Task details: Every line of the data that contains the string "components" must be copied.
** start Records provided **
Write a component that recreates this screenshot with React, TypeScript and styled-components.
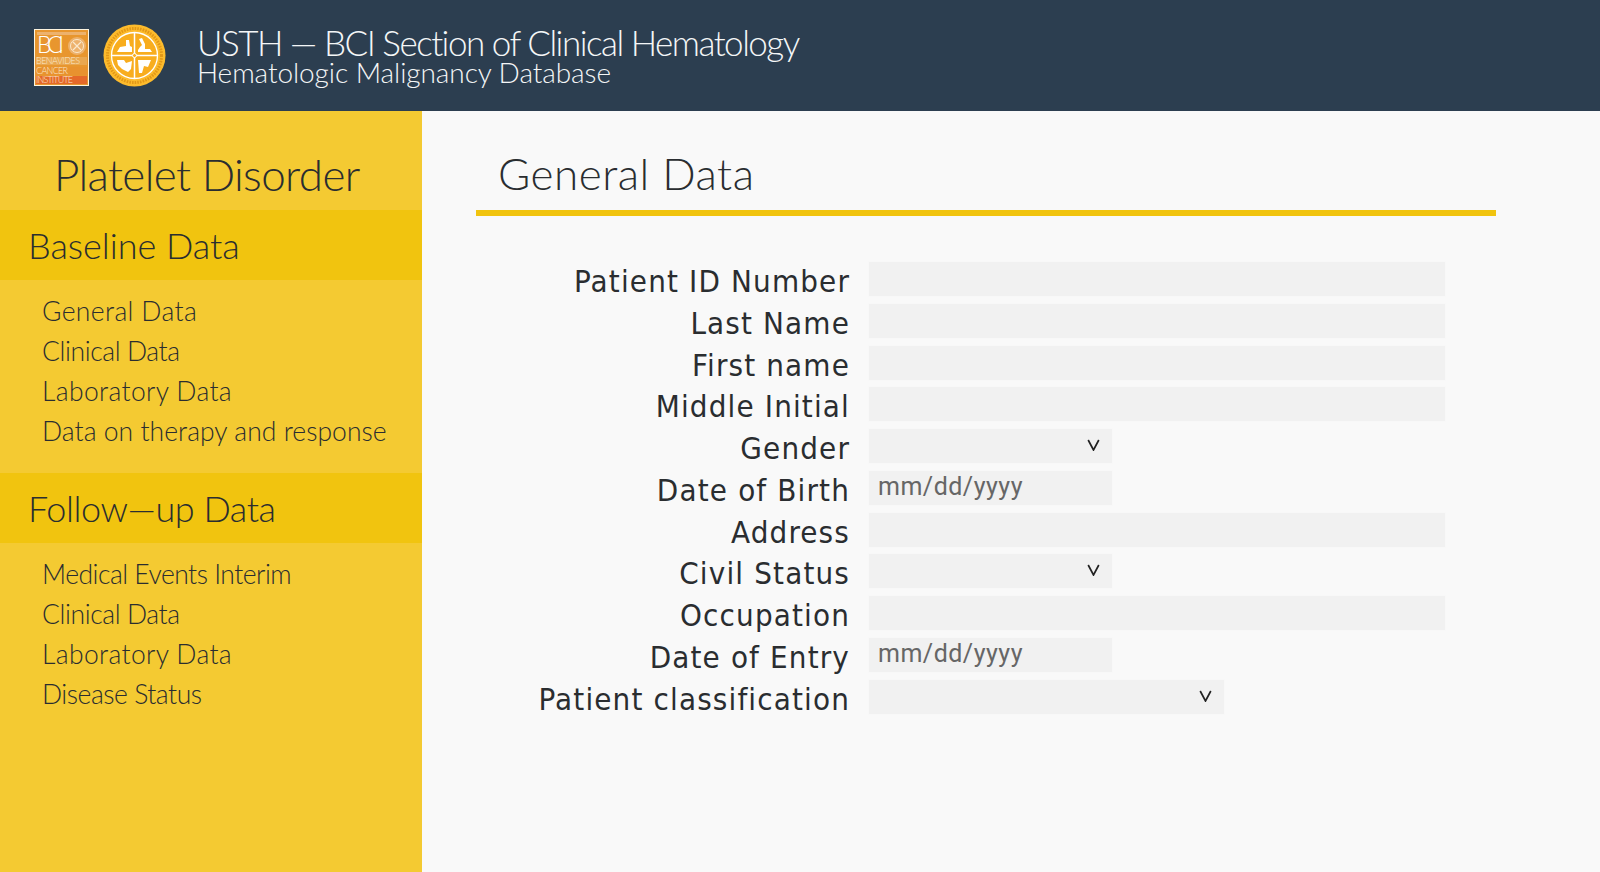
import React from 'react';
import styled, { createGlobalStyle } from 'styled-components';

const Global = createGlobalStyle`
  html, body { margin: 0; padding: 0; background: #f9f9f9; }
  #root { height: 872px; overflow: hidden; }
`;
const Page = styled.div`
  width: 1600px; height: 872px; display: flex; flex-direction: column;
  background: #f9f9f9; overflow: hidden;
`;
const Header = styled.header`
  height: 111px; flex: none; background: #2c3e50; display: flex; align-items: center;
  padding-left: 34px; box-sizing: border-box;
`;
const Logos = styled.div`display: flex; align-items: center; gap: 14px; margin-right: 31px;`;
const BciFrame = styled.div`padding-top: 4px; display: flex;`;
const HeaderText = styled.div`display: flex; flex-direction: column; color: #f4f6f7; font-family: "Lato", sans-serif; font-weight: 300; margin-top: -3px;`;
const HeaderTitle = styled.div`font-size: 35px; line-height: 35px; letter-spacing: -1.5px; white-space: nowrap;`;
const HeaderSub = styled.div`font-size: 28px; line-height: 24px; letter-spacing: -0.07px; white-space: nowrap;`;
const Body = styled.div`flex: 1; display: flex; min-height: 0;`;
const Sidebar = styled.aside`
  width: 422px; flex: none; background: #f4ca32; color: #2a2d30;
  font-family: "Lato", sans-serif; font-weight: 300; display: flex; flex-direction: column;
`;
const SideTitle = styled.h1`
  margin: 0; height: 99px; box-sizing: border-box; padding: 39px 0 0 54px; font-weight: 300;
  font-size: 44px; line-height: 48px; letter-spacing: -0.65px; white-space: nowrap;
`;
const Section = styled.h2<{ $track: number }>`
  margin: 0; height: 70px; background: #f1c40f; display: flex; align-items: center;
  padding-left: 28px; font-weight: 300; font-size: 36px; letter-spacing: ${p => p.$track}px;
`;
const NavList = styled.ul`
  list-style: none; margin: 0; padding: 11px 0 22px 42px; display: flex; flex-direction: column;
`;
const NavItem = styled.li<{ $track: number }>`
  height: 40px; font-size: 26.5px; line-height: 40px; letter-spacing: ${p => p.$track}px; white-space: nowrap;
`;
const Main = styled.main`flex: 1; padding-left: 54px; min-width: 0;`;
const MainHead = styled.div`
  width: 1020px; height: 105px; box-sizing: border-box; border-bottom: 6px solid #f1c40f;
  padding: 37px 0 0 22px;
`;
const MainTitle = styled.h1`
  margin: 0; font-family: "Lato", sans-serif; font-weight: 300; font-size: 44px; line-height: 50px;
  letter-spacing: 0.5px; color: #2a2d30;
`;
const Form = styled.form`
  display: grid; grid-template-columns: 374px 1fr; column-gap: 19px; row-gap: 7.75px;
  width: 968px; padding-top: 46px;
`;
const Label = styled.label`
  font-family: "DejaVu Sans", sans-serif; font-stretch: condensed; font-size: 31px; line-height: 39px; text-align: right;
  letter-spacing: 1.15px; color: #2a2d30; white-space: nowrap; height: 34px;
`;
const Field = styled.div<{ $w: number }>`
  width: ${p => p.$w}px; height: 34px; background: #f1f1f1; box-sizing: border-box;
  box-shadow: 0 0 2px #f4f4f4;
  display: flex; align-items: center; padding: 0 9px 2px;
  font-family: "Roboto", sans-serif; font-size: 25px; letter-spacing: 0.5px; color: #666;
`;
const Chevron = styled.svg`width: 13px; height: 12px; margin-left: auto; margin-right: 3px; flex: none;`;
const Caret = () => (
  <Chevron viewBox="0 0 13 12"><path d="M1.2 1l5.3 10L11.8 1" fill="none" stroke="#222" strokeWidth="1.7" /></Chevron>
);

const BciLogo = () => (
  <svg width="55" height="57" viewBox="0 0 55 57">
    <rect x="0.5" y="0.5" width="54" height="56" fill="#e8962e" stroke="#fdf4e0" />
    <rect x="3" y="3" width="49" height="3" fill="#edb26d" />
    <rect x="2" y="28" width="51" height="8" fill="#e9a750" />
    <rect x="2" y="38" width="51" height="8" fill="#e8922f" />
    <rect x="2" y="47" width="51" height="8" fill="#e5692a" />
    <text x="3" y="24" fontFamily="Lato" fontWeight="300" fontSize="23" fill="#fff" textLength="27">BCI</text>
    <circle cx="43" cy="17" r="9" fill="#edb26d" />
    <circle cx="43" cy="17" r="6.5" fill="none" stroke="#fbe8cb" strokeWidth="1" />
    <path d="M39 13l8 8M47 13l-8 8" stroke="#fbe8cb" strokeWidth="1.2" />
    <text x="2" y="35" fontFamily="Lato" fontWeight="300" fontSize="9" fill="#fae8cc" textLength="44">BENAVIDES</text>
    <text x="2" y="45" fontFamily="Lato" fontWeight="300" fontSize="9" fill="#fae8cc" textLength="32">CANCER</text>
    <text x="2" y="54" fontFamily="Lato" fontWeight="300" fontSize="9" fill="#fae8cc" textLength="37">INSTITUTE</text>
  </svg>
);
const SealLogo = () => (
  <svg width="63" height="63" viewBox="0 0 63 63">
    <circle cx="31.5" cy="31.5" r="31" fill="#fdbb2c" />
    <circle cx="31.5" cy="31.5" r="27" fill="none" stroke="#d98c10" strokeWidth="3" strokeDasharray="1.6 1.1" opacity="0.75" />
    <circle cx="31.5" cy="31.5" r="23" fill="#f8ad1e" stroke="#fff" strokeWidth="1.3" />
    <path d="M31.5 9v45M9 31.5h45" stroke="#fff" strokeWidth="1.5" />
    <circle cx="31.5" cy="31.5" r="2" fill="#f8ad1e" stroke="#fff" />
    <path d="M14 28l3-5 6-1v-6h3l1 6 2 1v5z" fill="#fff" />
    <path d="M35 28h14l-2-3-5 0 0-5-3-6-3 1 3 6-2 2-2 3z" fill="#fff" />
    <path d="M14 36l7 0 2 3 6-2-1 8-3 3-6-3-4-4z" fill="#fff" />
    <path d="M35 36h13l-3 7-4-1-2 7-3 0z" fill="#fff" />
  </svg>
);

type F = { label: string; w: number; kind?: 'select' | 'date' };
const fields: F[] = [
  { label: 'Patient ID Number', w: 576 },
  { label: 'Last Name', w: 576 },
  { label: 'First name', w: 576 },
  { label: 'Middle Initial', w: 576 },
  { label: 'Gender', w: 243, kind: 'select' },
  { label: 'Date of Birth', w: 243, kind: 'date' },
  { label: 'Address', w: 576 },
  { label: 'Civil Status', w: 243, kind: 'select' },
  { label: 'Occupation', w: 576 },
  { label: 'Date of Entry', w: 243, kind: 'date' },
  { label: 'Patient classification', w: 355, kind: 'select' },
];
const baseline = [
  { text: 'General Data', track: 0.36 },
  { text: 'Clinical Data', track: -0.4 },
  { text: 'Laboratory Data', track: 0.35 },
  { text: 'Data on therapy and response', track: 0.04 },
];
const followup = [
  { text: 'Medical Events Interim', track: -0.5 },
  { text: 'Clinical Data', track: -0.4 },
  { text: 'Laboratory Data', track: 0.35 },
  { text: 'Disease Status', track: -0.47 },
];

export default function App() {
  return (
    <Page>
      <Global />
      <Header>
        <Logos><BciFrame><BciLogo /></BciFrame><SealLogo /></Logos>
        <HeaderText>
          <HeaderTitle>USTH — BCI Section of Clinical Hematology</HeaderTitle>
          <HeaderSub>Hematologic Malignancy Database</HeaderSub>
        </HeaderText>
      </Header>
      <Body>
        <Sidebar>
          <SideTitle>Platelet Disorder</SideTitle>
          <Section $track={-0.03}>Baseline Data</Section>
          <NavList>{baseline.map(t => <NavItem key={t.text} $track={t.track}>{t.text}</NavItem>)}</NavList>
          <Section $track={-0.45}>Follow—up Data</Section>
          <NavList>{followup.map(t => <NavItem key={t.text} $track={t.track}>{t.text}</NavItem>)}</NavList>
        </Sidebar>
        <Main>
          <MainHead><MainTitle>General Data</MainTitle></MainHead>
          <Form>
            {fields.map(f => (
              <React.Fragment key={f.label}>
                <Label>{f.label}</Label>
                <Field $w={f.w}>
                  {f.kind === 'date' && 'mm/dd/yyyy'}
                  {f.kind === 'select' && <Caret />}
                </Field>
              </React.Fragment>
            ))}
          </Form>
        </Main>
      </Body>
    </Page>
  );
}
** end Records provided **
** start Records provided **
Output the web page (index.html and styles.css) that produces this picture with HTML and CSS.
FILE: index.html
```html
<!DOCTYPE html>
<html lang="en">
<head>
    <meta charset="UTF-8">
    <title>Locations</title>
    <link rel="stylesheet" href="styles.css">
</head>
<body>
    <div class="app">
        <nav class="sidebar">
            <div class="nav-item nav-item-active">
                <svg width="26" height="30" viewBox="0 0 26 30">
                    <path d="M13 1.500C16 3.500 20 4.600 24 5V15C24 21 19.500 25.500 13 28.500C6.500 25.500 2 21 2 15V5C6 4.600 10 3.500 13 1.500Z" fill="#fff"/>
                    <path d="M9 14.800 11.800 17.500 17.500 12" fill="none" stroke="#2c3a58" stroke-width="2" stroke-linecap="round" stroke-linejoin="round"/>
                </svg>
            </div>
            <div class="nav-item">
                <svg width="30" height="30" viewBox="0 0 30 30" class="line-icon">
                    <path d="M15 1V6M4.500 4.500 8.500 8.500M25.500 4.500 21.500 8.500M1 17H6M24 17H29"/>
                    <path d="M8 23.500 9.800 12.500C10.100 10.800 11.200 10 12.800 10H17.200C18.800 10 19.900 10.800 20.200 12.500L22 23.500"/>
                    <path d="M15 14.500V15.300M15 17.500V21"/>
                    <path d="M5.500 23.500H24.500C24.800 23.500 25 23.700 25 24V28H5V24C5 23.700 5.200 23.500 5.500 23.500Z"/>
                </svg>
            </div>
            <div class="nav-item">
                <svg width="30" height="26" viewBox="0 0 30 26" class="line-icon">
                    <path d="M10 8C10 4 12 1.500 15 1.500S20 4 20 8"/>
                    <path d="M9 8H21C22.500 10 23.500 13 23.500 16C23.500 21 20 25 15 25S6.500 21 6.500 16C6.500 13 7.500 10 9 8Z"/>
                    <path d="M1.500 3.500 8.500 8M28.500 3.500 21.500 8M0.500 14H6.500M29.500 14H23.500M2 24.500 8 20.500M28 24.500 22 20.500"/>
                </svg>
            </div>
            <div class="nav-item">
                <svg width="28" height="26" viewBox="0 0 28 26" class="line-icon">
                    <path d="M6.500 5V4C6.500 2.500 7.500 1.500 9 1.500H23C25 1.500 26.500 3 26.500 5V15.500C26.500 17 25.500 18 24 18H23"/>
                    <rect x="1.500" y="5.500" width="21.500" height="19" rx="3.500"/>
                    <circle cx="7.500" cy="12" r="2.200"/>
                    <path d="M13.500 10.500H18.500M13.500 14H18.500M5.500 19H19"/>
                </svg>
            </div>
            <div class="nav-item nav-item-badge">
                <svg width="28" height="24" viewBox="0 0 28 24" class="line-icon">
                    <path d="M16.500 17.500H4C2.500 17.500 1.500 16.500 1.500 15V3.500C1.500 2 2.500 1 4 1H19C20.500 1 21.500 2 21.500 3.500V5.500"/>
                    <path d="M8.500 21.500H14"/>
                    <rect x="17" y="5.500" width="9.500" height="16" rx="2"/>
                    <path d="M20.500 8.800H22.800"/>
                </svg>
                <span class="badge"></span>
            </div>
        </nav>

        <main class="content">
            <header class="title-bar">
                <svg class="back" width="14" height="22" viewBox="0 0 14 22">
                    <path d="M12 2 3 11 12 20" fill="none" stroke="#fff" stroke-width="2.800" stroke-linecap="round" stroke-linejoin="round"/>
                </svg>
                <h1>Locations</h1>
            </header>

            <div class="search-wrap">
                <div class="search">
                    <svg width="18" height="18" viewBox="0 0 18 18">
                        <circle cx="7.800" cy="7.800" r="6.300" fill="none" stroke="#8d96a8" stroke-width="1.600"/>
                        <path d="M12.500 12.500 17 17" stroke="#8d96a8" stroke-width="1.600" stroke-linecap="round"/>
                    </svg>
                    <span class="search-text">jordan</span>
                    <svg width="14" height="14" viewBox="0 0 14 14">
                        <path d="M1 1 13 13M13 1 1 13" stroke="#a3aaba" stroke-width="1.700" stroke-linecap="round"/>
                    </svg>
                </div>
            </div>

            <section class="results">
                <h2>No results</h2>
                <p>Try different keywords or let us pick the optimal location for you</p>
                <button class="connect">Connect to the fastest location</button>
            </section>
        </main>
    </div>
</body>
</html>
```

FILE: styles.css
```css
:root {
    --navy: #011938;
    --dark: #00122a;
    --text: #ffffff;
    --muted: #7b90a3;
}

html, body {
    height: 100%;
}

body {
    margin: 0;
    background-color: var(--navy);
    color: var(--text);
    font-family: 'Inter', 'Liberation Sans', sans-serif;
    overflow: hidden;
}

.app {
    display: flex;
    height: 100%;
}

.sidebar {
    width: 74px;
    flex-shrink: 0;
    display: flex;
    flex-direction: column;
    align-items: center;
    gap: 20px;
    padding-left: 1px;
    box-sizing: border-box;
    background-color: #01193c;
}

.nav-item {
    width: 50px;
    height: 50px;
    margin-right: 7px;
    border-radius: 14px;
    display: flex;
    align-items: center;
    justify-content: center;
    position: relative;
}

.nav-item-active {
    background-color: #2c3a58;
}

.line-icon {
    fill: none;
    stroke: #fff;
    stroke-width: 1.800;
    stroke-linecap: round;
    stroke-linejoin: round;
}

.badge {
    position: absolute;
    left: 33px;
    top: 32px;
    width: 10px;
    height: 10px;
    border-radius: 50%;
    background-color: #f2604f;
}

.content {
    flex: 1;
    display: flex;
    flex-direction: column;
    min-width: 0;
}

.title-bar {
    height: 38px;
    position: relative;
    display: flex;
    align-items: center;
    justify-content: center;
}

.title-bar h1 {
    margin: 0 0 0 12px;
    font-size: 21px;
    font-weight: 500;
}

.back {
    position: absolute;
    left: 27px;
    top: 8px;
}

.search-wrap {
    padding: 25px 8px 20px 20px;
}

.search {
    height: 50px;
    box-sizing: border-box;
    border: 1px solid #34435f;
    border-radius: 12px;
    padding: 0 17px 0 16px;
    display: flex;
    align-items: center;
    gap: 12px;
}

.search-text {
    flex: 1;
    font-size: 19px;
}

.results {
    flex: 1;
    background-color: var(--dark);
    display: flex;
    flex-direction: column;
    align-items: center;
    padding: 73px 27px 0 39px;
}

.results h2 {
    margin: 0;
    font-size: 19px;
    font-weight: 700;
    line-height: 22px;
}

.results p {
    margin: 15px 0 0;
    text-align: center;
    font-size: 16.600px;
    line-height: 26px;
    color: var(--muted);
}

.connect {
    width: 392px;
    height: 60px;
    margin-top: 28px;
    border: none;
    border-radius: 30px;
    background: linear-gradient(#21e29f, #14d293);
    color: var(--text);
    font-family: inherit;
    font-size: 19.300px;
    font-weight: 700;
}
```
** end Records provided **
Exercise response:
Write a component that recreates this screenshot with React, TypeScript and styled-components.
import styled, { createGlobalStyle } from 'styled-components';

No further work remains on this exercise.